Tuesday, February 07, 2012

Brilliant Eccentric Historian Norman Davies on "Half-Forgotten Europe"

Norman Davies lost an historian's chair at Stanford due to his over enthusiasm for Poland, which he exalted to the point of deeply discounting their anti-Semitism during World War II.

Davies' thick tome on Europe, named appropriately Europe is a delightful excursion through the dozens of dusty corridors of that cramped little continent. It is one of my favorite reading materials for when I am at stool. Here is a bit of the excellent review of Vanished Kingdoms: The History of Half-Forgotten Europe
Sometimes the most compelling history is the kind that falls between the cracks of the chronicles and subverts fondly-held foundational myths. The ‘official’ history of Europe is variegated enough to give any number of historians lifetimes of employment, but now the 72 year old Slavonic specialist Davies has produced fifteen case studies dating from the fifth to the twentieth centuries to suggest that a great deal of what we take for granted about Europe’s past is “narrative colonization” which ought to be unlearned. He ends with a short chapter, “How states die”, which seeks to formulate “a typology of vanished kingdoms”.

This all makes for an engrossing, evocative and original contribution to European historiography.

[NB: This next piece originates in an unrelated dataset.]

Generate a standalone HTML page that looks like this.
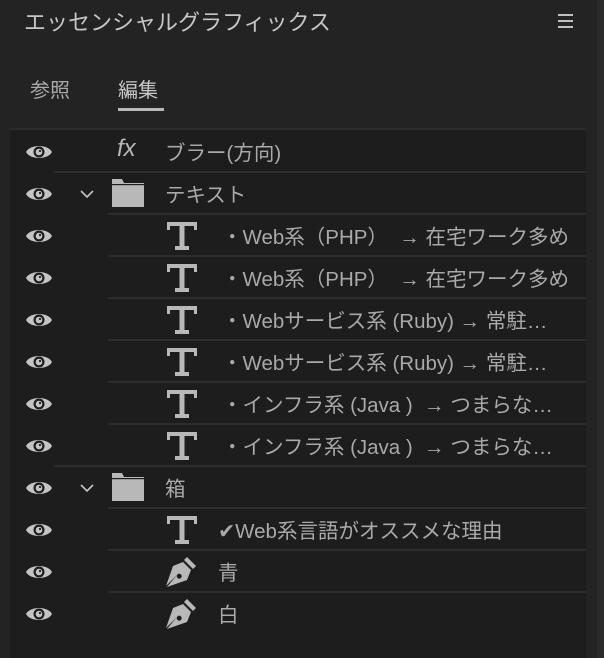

There will be few who will not unearth some new insight to challenge conventional, convenient versions of events—the flattering histories which Napoleon famously dismissed as “a fable agreed upon”. The “Europe of a hundred flags” wished for by the Breton nationalist Yann Fouéré is more like a Europe of a thousand flags. “The past is not only a foreign country that we half-knew existed” Davies observes—“it is hiding another concealed country behind it, and behind that one, another, and another, like a set of Russian dolls”.

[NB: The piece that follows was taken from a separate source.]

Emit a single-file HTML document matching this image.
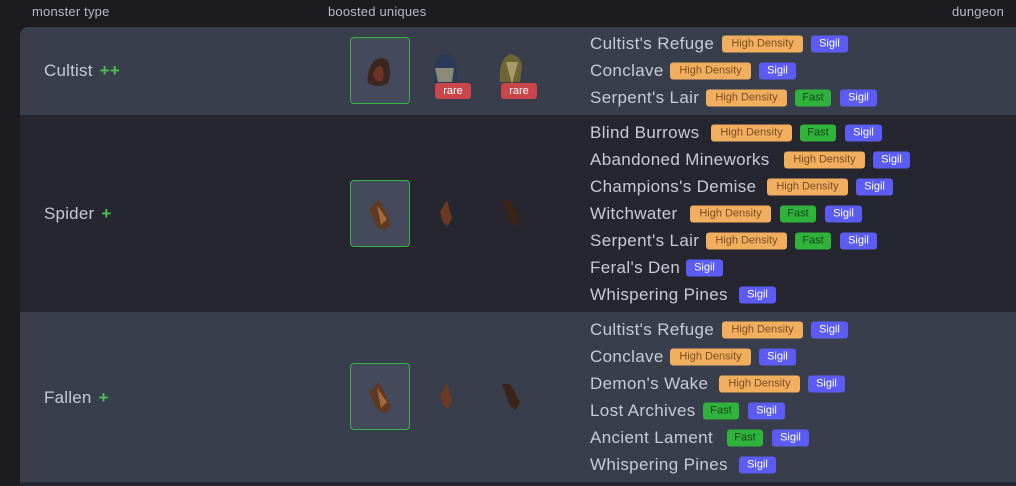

Davies is a melancholic and romantic, and his intellectual interests have been influenced by his Welshness, chapel-going and early encounters with Heraclitus and Gibbon. He also possesses a Polonism so pronounced that he has (unjustly) been accused of understating historical Polish anti-Semitism and downplaying Jewish suffering during World War Two. This may have cost him a tenured position at Stanford in 1986, something he clearly still broods upon, despite claiming on his (typo-full) website that

. . . he remembers the episode stoically—as evidence of academic small-mindedness and of [the] fate awaiting anyone who confronts entrenched opinions and prejudices.


It cannot have helped that he is strongly anti-communist. His website entry on his 2006 book Europe at War explains his view that communism was the moral equivalent of nazism:

[T]he war in Europe was dominated by two evil monsters, not by one . . . The liberators of Auschwitz were servants of a regime that ran still larger concentration camps than those they liberated . . . The outcome of the [war] was at best ambiguous. The victory of the West was only partial, its moral reputation was severely tarnished and, for the greater part of the continent of Europe, ‘liberation’ was only the beginning of more than fifty years of further totalitarian oppression.


The most recent of his shipwrecks of history is the Soviet Union itself. There were many factors responsible for the USSR’s dissolution, but the problems were fundamental:

[T]he Soviet system was based on extreme force and extreme fraud. Practically everything that Lenin and the Leninists did was accompanied by killing; practically everything they said was based on half-baked theories, a total lack of integrity and bare-faced lies.


He maintains that Gorbachev was probably taken by surprise by the events he expedited—and observes that glasnost, which was invariably rendered in the Western press as “openness”, actually means “publicity”. The subsequent inglorious events traumatized all Russians, and even now feed nationalistic dislike of the oligarchs and the Balt, Turkic, and Chechen separatists of Russia’s near abroad—and of course America. Putin’s rhetoric about the alleged glories of the USSR is coloured by “a strong sense of bafflement” and “pangs of corporate guilt” that he and other insiders did not forestall this degrading dissolution

Davies' account of the USSR closely follows Conquest, Pipes, Solzhenitsyn, Martin Amis, and other brave opponents of the Leftist Leviathan threatening civilization even to this day.